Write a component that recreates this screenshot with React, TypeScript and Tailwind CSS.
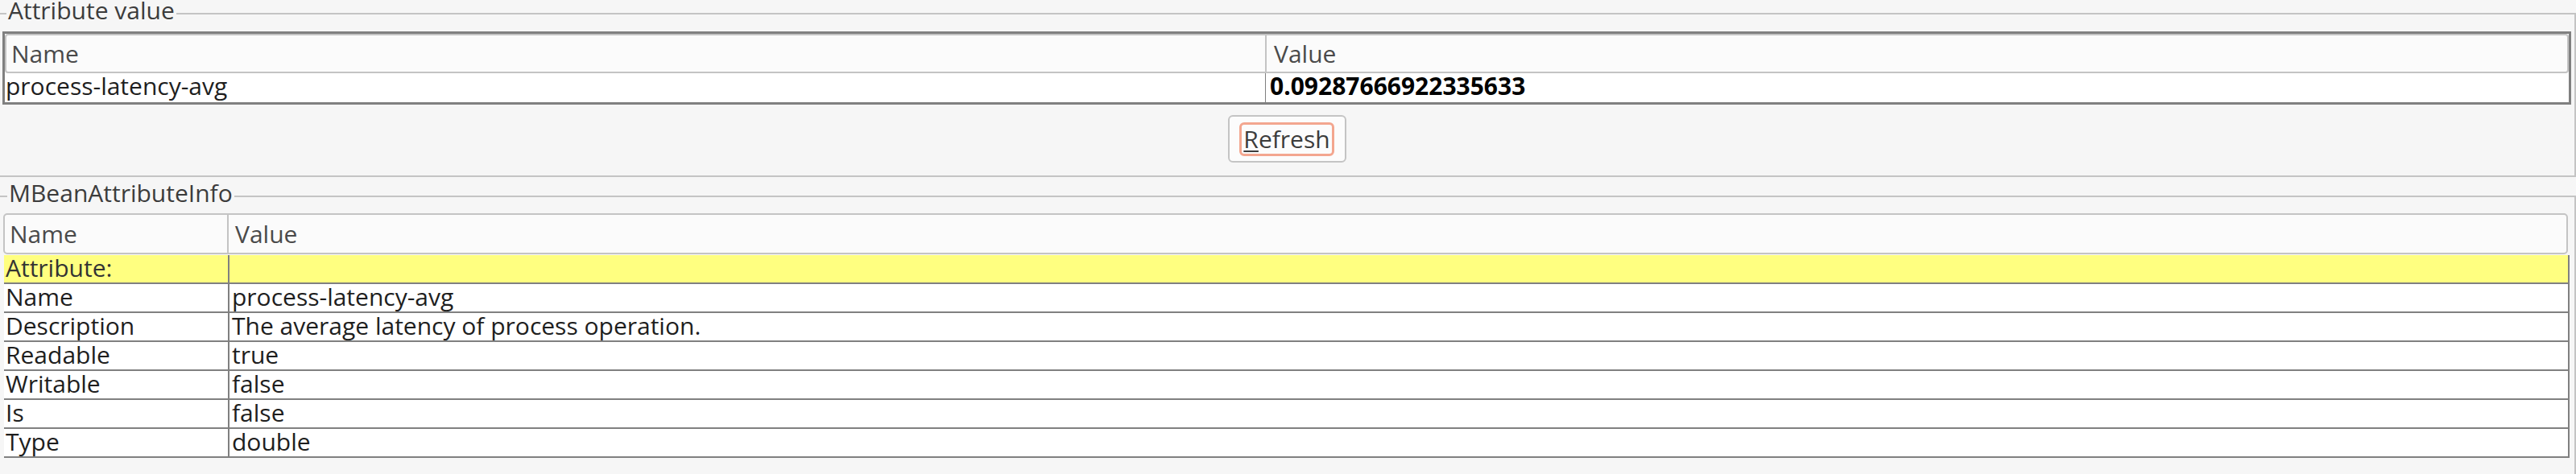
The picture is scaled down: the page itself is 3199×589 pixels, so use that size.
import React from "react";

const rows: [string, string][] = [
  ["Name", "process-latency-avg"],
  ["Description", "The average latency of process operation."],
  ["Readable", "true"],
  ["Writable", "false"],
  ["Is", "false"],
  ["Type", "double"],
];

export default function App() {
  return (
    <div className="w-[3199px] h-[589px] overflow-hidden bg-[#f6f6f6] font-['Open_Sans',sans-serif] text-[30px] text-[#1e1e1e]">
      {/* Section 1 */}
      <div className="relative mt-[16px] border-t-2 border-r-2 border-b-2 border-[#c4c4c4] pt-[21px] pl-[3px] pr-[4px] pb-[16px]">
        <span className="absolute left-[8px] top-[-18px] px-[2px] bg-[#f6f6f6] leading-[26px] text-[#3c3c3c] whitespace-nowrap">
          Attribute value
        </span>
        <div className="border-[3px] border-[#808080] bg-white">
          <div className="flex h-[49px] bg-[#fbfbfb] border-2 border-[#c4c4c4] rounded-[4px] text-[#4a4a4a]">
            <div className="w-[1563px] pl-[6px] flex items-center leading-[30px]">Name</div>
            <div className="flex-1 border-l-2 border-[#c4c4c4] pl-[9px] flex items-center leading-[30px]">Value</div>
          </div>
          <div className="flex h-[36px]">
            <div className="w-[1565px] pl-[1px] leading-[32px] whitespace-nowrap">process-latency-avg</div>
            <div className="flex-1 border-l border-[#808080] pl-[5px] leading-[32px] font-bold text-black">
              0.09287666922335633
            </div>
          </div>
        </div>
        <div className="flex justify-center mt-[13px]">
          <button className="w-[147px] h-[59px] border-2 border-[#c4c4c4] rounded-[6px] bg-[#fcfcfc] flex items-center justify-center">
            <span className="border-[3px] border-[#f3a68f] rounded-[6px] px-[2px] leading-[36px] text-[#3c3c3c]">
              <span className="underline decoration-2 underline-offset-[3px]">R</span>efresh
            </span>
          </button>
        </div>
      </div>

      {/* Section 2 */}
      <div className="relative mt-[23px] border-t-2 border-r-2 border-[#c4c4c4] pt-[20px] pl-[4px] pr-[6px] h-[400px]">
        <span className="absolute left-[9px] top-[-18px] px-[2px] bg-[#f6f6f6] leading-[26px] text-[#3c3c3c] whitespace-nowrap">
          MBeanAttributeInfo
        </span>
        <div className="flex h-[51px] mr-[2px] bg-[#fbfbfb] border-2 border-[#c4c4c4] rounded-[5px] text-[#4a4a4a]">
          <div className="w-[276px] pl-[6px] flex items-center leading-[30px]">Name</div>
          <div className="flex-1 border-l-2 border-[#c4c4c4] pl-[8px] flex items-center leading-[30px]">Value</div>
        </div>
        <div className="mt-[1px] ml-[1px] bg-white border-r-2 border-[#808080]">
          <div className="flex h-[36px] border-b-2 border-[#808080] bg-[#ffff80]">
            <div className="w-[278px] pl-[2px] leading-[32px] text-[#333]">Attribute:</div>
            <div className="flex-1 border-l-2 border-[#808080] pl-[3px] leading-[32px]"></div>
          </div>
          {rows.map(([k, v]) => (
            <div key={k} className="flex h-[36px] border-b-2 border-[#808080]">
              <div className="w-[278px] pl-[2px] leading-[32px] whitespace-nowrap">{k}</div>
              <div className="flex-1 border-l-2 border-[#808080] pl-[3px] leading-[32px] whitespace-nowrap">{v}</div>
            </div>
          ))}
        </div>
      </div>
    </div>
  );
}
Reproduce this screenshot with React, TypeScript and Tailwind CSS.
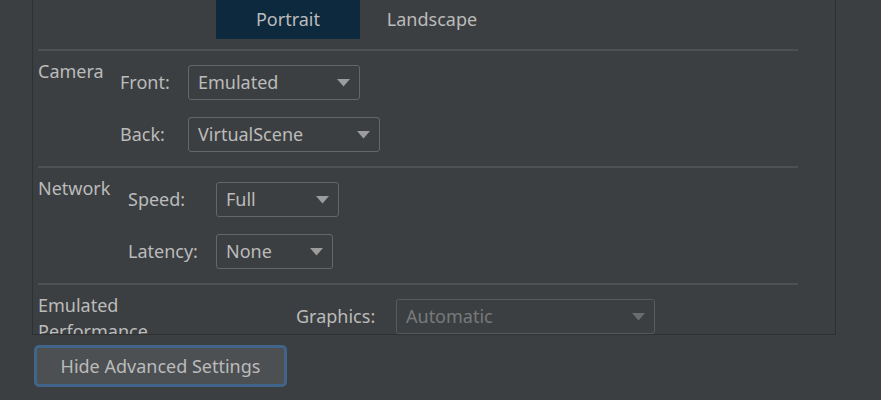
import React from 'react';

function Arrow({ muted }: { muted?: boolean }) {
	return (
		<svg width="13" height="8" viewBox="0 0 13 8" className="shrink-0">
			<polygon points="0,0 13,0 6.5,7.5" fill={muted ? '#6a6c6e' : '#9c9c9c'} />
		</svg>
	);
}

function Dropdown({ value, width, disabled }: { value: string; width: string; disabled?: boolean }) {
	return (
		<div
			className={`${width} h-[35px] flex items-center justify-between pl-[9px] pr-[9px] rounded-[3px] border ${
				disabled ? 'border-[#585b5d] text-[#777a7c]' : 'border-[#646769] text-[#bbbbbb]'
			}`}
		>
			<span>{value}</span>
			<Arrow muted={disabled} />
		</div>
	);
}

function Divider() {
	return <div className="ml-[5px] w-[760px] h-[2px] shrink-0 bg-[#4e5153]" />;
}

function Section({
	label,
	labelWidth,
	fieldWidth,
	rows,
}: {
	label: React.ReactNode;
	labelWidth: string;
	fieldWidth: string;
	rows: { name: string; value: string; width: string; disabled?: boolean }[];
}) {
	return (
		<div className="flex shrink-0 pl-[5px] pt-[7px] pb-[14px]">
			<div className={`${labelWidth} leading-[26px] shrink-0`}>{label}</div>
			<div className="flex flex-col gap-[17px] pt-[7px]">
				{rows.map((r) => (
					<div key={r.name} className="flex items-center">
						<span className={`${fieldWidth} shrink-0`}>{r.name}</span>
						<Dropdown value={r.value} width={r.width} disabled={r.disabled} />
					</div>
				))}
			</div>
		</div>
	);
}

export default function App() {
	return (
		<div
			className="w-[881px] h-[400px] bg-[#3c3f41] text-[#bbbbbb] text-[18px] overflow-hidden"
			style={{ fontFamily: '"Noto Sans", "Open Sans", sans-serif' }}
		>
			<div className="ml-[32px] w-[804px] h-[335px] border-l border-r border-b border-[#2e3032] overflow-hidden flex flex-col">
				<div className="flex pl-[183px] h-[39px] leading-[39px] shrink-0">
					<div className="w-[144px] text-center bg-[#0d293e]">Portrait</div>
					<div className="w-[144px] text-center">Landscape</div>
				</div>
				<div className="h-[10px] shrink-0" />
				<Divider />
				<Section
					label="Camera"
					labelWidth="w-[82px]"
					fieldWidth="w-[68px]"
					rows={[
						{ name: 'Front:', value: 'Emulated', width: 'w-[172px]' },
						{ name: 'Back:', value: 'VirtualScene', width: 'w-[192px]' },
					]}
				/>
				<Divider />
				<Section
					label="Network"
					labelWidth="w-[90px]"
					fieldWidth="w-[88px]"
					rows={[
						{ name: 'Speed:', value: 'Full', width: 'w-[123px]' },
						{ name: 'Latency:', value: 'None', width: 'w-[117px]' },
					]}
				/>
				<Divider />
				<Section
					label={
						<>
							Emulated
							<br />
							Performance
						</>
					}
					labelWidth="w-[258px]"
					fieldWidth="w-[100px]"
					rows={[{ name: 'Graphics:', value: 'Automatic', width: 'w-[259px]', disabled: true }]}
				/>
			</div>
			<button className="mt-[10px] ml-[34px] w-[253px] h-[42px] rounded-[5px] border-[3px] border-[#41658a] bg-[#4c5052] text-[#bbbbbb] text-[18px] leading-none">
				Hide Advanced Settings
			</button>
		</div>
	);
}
* * *
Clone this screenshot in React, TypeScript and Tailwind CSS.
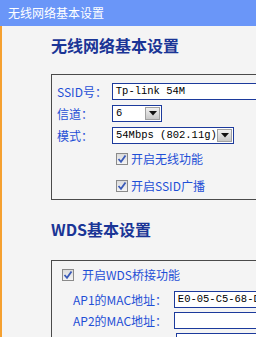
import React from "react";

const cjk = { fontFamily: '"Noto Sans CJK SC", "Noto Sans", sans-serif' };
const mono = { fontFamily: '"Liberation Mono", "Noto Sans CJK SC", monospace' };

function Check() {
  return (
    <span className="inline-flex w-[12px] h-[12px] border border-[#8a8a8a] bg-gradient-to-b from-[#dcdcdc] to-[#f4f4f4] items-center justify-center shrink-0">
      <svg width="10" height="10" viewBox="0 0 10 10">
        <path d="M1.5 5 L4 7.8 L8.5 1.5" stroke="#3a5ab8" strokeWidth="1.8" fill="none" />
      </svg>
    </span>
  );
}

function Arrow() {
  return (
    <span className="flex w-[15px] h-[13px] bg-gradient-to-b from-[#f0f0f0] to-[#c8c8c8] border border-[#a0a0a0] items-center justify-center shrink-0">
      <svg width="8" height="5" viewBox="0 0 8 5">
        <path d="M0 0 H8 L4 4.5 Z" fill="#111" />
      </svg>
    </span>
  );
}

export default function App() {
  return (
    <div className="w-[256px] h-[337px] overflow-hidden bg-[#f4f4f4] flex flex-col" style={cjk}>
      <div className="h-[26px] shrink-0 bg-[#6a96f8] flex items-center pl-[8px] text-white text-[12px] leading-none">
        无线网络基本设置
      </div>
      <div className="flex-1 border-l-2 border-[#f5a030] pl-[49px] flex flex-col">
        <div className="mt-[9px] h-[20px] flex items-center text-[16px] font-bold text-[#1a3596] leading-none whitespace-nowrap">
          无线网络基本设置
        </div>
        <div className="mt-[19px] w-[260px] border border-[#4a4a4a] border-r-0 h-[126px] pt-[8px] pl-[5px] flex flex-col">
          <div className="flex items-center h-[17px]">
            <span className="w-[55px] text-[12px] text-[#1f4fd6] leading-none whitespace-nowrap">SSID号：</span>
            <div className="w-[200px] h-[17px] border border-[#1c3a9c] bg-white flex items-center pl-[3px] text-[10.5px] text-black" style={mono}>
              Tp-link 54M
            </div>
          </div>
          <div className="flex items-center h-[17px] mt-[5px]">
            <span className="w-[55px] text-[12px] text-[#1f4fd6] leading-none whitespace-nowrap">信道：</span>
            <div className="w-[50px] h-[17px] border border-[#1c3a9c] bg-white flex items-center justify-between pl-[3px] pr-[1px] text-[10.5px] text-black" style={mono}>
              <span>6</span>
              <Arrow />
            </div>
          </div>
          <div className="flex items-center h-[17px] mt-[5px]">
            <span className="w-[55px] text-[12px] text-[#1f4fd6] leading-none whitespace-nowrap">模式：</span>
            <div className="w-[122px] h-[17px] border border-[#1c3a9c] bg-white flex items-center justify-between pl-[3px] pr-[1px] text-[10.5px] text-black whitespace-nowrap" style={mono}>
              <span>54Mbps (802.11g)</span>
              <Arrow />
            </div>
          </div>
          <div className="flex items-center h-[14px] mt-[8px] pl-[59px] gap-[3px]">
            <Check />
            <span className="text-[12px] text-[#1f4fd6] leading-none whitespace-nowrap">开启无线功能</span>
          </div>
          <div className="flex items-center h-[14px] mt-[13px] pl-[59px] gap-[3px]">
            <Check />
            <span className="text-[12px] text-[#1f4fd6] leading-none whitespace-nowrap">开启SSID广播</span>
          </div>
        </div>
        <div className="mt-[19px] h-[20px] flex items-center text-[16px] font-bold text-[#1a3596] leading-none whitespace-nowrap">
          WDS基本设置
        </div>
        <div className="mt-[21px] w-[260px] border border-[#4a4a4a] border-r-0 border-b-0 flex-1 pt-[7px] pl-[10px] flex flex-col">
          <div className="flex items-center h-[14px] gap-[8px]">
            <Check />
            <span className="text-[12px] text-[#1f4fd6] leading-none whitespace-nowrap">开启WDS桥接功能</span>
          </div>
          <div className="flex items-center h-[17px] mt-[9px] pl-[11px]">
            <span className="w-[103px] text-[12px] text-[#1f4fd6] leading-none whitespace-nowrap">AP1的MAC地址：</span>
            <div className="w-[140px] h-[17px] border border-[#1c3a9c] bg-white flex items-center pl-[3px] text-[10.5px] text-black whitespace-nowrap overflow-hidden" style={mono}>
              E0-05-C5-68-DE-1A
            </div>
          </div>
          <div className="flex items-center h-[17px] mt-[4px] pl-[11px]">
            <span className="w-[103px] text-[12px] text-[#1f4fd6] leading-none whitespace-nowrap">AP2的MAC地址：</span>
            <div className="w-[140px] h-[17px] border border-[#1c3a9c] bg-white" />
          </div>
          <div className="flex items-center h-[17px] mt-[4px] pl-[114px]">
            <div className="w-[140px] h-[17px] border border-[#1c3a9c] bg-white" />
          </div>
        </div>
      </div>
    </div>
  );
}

§ Problem details:
Locate the lines above that hold the word "TypeScript". Show every one of them.

§ Exercise solution:
Write a component that recreates this screenshot with React, TypeScript and Tailwind CSS.
Reproduce this screenshot with React, TypeScript and Tailwind CSS.
Clone this screenshot in React, TypeScript and Tailwind CSS.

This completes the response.